- Stated goal
Look for the string "screenshot" in every line, and copy each line that has it.

- Available data
══════════

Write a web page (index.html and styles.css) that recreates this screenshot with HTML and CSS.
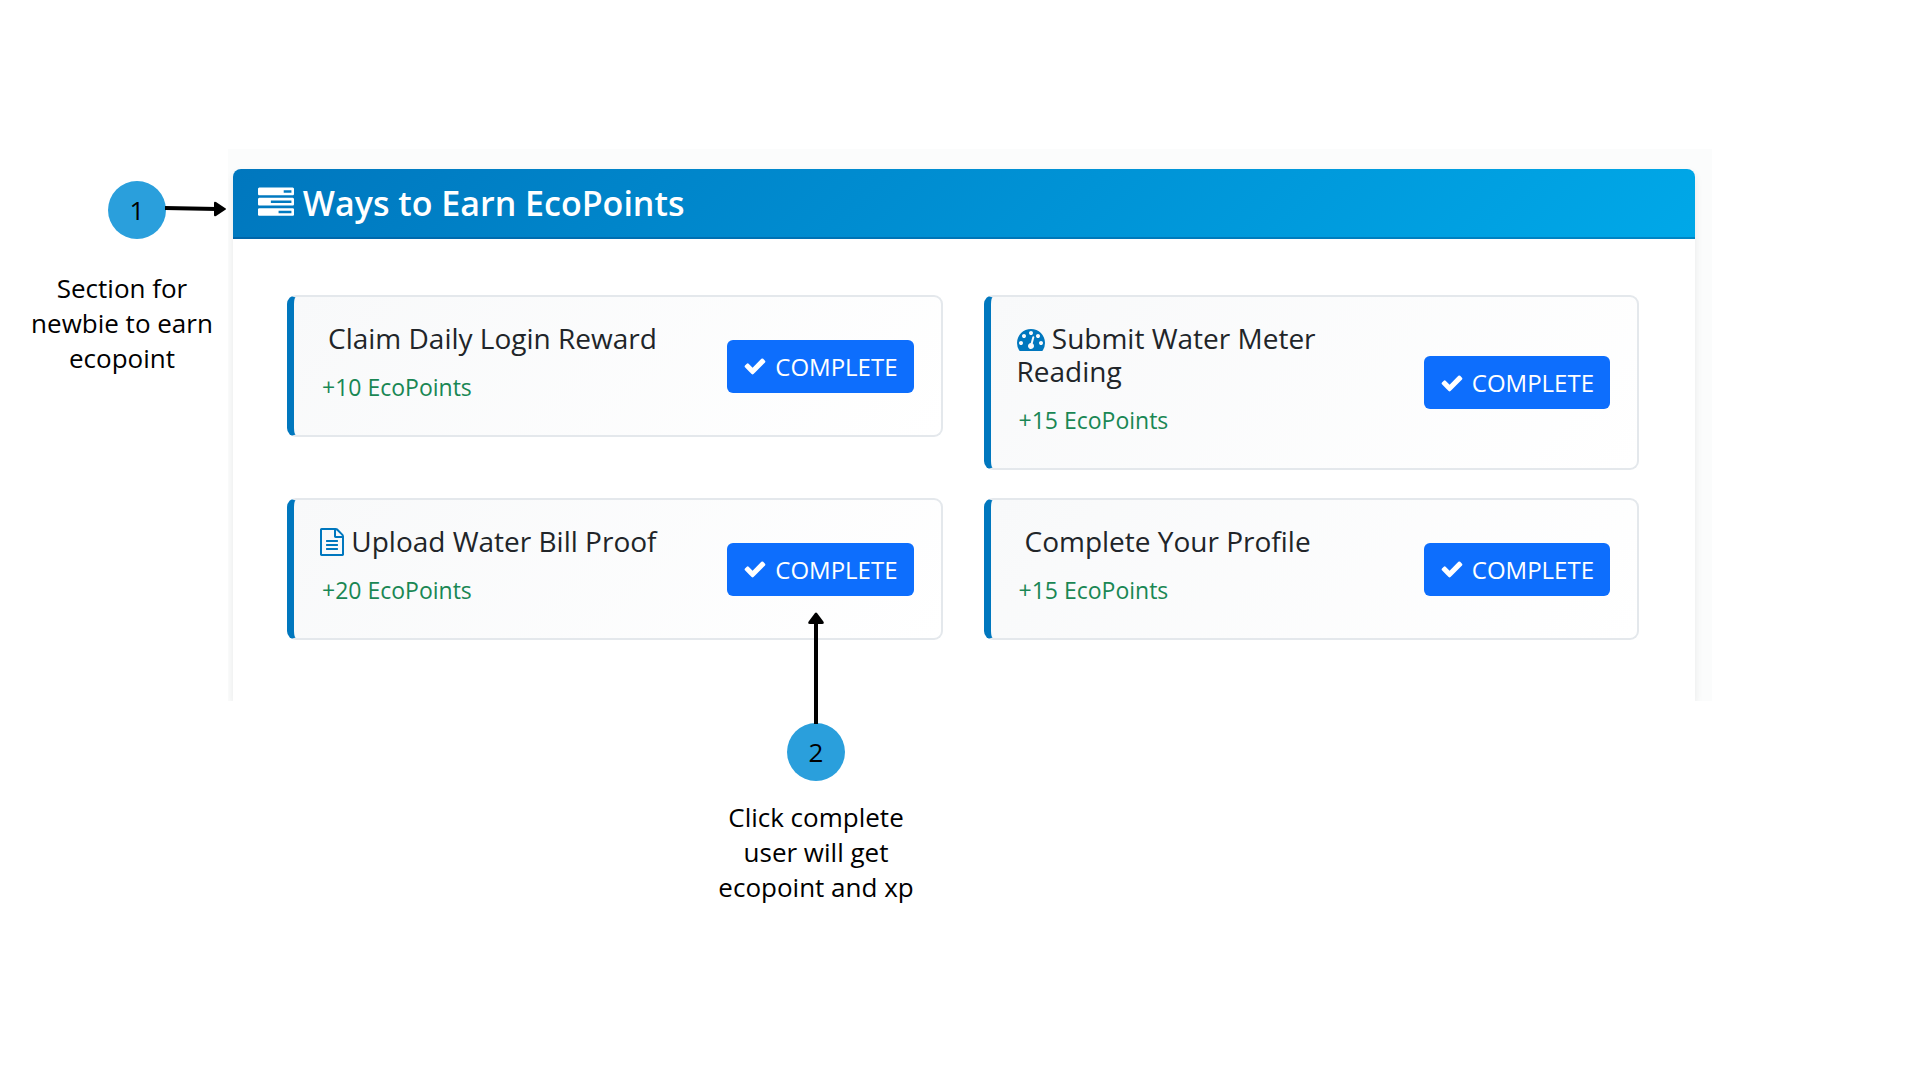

══════════

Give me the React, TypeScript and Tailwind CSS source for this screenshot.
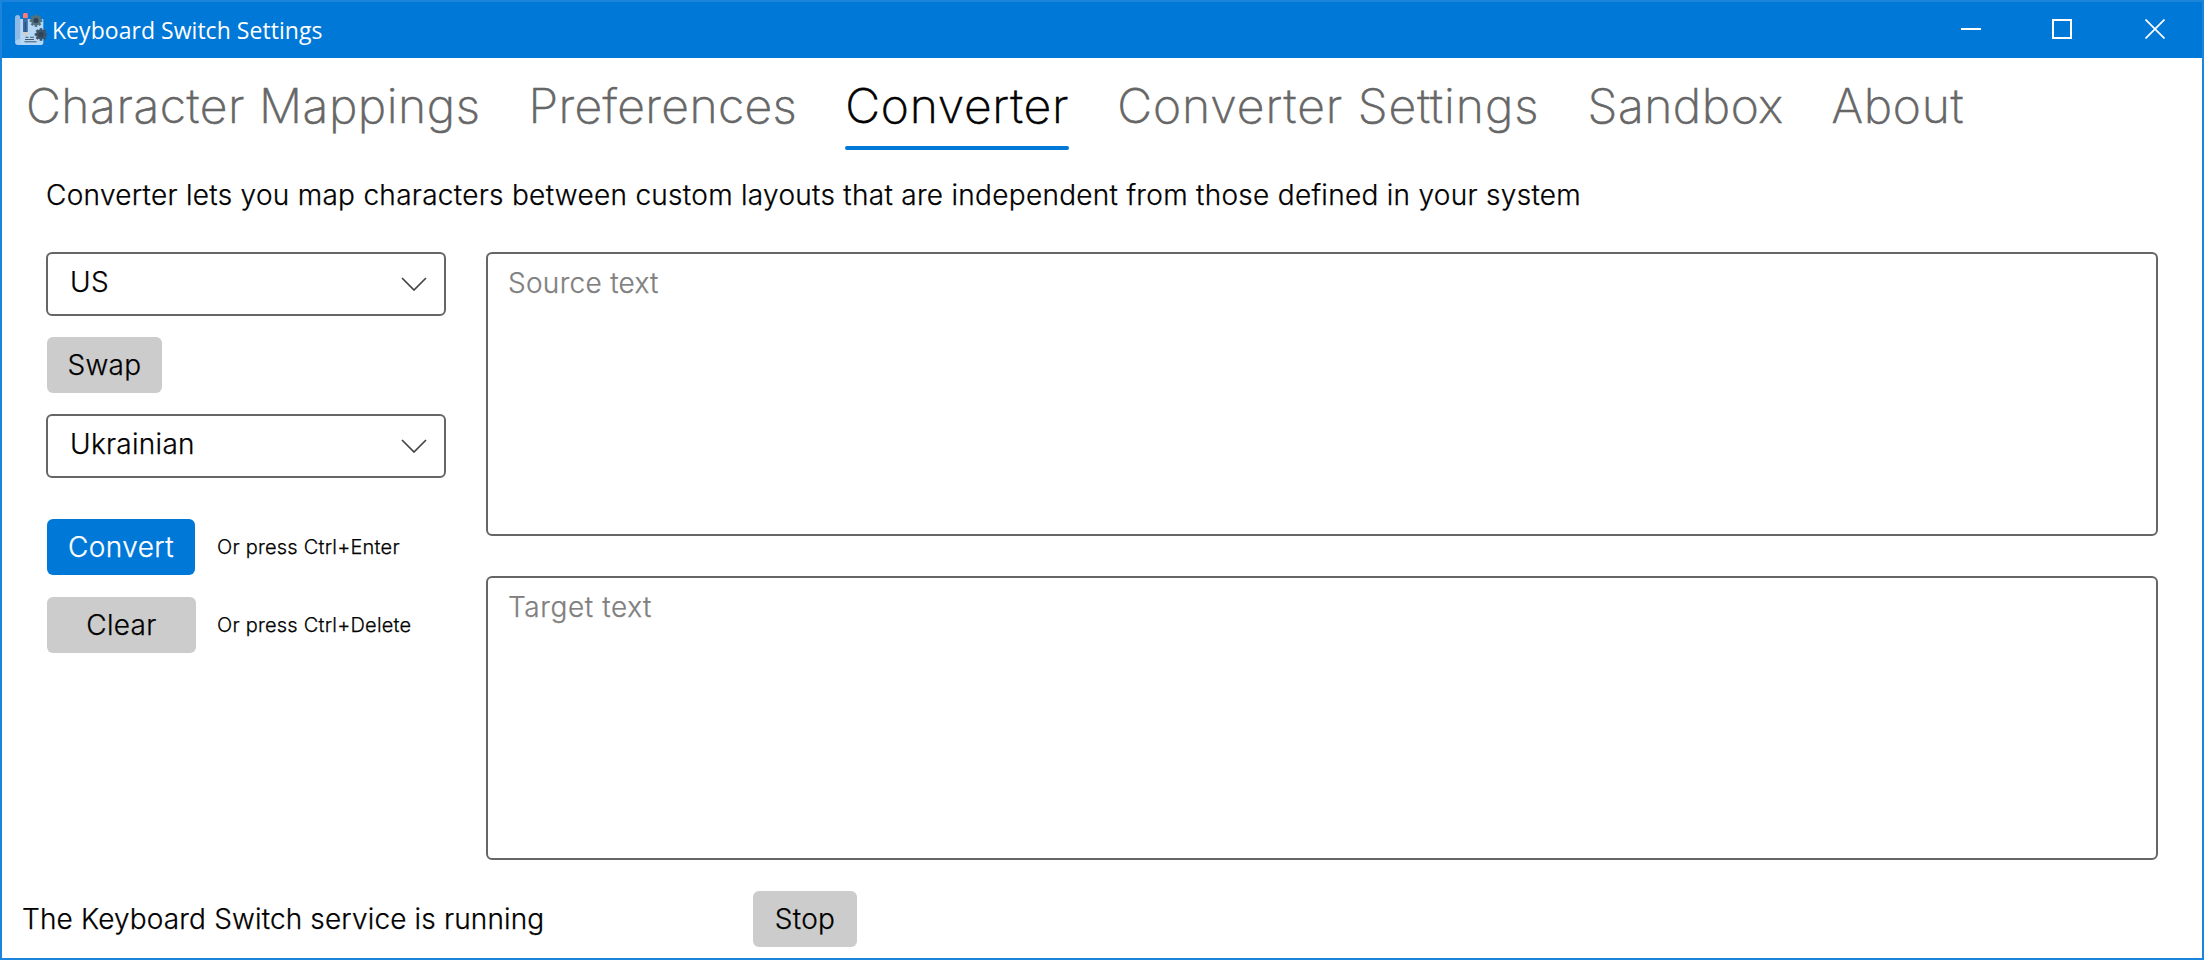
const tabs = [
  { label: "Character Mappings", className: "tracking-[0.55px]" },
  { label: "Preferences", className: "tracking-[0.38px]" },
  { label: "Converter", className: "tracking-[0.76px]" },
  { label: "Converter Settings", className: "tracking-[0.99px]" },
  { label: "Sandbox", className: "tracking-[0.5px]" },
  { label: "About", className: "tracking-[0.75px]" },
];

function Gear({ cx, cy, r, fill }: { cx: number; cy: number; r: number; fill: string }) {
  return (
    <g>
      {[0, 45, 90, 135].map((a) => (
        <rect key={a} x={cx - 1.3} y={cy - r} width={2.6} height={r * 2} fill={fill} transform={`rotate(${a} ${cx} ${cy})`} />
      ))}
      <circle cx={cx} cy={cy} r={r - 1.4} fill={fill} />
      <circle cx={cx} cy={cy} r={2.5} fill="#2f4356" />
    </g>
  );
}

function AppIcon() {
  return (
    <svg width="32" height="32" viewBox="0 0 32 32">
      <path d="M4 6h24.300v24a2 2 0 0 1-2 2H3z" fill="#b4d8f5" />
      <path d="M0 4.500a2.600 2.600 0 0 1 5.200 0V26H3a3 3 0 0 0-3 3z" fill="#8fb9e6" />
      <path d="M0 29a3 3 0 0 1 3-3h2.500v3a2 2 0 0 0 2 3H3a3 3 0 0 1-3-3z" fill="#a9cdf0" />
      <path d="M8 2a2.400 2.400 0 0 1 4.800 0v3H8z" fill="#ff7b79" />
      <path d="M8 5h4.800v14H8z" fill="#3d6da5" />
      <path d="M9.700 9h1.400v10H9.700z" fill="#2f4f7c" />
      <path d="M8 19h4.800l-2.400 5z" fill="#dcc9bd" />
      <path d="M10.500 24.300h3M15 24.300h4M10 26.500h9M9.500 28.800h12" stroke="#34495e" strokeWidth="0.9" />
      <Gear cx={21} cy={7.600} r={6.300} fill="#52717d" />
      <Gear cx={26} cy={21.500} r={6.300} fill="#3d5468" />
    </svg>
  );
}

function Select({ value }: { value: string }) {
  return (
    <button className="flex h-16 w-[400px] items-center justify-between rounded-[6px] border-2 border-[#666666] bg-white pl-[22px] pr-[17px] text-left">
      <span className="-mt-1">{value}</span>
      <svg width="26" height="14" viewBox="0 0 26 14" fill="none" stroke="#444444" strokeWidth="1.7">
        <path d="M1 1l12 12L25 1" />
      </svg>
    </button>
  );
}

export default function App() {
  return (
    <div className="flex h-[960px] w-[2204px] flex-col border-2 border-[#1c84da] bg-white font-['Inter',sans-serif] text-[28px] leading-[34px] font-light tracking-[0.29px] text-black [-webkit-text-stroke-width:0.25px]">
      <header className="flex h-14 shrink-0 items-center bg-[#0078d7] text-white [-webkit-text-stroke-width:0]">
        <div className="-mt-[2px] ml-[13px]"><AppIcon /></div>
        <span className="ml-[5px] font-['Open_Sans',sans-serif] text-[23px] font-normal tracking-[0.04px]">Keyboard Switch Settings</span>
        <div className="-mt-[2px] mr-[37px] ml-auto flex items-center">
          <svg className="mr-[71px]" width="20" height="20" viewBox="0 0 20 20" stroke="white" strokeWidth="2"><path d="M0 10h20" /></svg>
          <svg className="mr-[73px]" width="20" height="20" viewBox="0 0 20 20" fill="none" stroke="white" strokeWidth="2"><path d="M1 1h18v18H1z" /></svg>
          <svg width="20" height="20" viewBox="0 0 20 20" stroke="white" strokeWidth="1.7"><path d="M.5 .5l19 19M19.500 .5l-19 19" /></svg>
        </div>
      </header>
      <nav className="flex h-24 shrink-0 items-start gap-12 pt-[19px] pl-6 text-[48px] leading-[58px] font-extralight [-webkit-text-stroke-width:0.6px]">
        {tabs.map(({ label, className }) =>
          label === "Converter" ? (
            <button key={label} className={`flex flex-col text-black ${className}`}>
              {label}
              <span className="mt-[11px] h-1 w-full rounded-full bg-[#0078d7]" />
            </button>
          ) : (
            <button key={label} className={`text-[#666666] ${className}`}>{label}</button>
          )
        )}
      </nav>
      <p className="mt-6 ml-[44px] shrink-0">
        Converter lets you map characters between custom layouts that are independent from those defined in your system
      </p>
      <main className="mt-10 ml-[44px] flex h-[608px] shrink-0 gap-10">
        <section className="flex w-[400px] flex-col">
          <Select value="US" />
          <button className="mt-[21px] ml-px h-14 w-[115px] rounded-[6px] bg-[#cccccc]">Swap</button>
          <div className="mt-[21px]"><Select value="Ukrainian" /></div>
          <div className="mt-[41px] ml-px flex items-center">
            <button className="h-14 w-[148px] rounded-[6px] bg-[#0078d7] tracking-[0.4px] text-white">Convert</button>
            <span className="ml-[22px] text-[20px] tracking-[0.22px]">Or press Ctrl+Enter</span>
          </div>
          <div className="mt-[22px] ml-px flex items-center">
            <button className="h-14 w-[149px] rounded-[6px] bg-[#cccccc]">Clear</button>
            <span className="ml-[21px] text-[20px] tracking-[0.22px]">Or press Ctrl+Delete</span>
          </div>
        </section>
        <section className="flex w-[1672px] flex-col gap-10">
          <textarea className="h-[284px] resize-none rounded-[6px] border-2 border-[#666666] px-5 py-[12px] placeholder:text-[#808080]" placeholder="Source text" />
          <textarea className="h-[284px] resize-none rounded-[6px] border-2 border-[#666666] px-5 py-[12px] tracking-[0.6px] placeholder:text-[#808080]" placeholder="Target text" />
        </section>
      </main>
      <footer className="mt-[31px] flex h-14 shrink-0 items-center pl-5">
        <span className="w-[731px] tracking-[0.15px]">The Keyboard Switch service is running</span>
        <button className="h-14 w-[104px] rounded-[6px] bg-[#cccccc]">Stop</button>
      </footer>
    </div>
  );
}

══════════

- Answer to this exercise
Write a web page (index.html and styles.css) that recreates this screenshot with HTML and CSS.
Give me the React, TypeScript and Tailwind CSS source for this screenshot.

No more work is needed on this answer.